Whether you are planning a small repair or a larger renovation or remodeling project, the same vetting process applies. The builder who welcomes your questions is the builder worth trusting.
At Mr. Local Services, we connect homeowners and property managers with skilled, vetted professionals who are ready to answer every question you have before work begins.
Frequently Asked Questions
How many quotes should I get before choosing a builder?
Get at least three quotes from separate builders. Multiple estimates give you a realistic price range, reveal scope differences, and help you identify outliers that are either overpriced or suspiciously low.
What should a builder’s contract include?
A builder’s contract should include a detailed scope of work, material specifications, start and completion dates, a payment schedule tied to milestones, and a clear process for handling change orders or unexpected costs.
Should I ask a builder for references?
Yes, always. Contact at least two or three recent references and ask specifically whether the project finished on time, whether costs matched the estimate, and whether they would hire the same builder again.
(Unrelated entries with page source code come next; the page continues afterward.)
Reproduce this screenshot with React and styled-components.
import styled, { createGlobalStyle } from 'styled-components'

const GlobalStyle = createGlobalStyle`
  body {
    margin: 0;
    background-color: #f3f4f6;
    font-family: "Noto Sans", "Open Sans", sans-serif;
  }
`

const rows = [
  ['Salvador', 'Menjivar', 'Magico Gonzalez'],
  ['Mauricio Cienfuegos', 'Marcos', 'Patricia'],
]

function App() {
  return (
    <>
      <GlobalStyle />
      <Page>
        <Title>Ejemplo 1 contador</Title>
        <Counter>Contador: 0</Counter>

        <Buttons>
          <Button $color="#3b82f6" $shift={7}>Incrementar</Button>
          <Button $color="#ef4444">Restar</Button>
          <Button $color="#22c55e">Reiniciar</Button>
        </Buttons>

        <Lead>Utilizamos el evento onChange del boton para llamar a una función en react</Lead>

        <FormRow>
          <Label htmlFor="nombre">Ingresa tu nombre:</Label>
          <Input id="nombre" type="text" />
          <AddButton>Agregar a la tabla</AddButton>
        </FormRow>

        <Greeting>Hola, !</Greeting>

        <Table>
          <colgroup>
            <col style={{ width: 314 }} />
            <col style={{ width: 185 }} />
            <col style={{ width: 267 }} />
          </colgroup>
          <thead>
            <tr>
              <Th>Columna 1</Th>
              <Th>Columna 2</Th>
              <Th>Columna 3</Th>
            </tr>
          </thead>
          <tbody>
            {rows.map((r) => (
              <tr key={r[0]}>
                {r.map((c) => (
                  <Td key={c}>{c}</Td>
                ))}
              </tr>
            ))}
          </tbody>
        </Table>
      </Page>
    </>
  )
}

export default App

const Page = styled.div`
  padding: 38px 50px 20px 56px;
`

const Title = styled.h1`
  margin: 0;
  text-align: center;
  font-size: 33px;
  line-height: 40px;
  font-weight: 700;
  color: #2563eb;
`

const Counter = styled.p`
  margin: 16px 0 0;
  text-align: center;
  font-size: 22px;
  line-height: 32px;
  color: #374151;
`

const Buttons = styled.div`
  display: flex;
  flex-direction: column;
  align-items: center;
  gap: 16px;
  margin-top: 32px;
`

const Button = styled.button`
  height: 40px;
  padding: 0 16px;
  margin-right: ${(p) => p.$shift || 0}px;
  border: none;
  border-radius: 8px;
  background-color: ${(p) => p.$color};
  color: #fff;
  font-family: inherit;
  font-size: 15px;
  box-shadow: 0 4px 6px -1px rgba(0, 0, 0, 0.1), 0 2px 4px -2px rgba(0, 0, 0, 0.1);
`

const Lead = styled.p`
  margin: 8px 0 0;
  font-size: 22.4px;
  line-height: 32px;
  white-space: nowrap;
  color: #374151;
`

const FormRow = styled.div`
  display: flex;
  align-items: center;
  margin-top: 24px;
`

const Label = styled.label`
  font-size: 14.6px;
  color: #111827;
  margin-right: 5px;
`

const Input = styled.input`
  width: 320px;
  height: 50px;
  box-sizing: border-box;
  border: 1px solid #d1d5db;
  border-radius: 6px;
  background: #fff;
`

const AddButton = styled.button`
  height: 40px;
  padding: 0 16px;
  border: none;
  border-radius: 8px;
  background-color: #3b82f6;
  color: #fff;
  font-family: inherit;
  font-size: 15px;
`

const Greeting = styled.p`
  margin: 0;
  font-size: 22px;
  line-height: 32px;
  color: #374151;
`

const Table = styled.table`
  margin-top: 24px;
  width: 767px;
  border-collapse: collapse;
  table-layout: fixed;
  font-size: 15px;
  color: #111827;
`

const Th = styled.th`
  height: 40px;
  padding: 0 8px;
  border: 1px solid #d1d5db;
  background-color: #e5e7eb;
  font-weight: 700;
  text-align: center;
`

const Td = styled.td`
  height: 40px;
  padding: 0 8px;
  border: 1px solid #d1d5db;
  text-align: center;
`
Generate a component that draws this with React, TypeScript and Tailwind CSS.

What questions should I ask about subcontractors?
Ask which parts of the project will be subcontracted, who those subcontractors are, and whether they carry their own license and insurance. You have the right to know everyone performing work on your property.
How do I know if a builder is licensed and insured?
Ask the builder for their license number and verify it through your state’s contractor licensing board. Request a certificate of insurance directly from their insurer to confirm both general liability and workers’ compensation coverage are active.